Copy out all lines carrying the word "styled".
● ● ●
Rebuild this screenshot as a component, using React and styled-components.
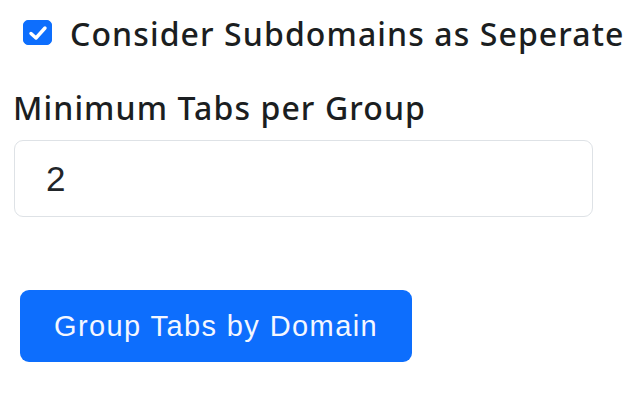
import React from "react";
import styled, { createGlobalStyle } from "styled-components";

const Global = createGlobalStyle`
  html, body { margin: 0; padding: 0; background: #fff; }
  body { font-family: "Noto Sans", "DejaVu Sans", sans-serif; color: #212529; }
  * { box-sizing: border-box; }
`;

const Page = styled.div`
  display: flex;
  flex-direction: column;
  align-items: flex-start;
  padding: 14px 0 0 13px;
  width: 640px;
  height: 400px;
`;

const CheckRow = styled.label`
  display: flex;
  align-items: flex-start;
  gap: 18px;
  margin-left: 10px;
  cursor: pointer;
`;

const Box = styled.span`
  display: flex;
  align-items: center;
  justify-content: center;
  width: 29px;
  height: 25px;
  margin-top: 6px;
  border-radius: 5px;
  background: ${(p) => (p.$checked ? "#0d6efd" : "#fff")};
  border: 1px solid ${(p) => (p.$checked ? "#0d6efd" : "#dee2e6")};
`;

const Text = styled.span`
  font-family: "Noto Sans", "DejaVu Sans", sans-serif;
  font-weight: 500;
  font-size: 32px;
  line-height: 40px;
  letter-spacing: 1.1px;
  color: #1b1e21;
  white-space: nowrap;
`;

const FieldLabel = styled(Text).attrs({ as: "label" })`
  display: block;
  margin-top: 34px;
`;

const NumberInput = styled.input`
  margin-top: 12px;
  margin-left: 1px;
  width: 579px;
  height: 77px;
  padding: 0 0 0 31px;
  border: 1.5px solid #dee2e6;
  border-radius: 9px;
  background: #fff;
  font-family: "Liberation Sans", Arial, sans-serif;
  font-size: 35px;
  color: #212529;
  outline: none;
  appearance: textfield;
  &::-webkit-inner-spin-button,
  &::-webkit-outer-spin-button { -webkit-appearance: none; margin: 0; }
`;

const PrimaryButton = styled.button`
  margin-top: 73px;
  margin-left: 7px;
  width: 392px;
  height: 72px;
  display: flex;
  align-items: center;
  justify-content: center;
  border: none;
  border-radius: 9px;
  background: #0d6efd;
  color: #f4f7ff;
  font-family: "Liberation Sans", Arial, sans-serif;
  font-size: 29px;
  letter-spacing: 1.4px;
  cursor: pointer;
`;

function Checkbox({ checked }) {
  return (
    <Box $checked={checked}>
      {checked && (
        <svg width="22" height="18" viewBox="0 0 22 18" fill="none">
          <path d="M4 9.5l5 4.5 9-10" stroke="#fff" strokeWidth="3.4" strokeLinecap="round" strokeLinejoin="round" />
        </svg>
      )}
    </Box>
  );
}

export default function App() {
  return (
    <>
      <Global />
      <Page>
        <CheckRow>
          <Checkbox checked />
          <Text>Consider Subdomains as Seperate</Text>
        </CheckRow>
        <FieldLabel htmlFor="minTabs">Minimum Tabs per Group</FieldLabel>
        <NumberInput id="minTabs" type="number" defaultValue={2} />
        <PrimaryButton>Group Tabs by Domain</PrimaryButton>
      </Page>
    </>
  );
}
● ● ●
Exercise solution.
Rebuild this screenshot as a component, using React and styled-components.
import styled, { createGlobalStyle } from "styled-components";
const Page = styled.div`
const CheckRow = styled.label`
const Box = styled.span`
const Text = styled.span`
const FieldLabel = styled(Text).attrs({ as: "label" })`
const NumberInput = styled.input`
const PrimaryButton = styled.button`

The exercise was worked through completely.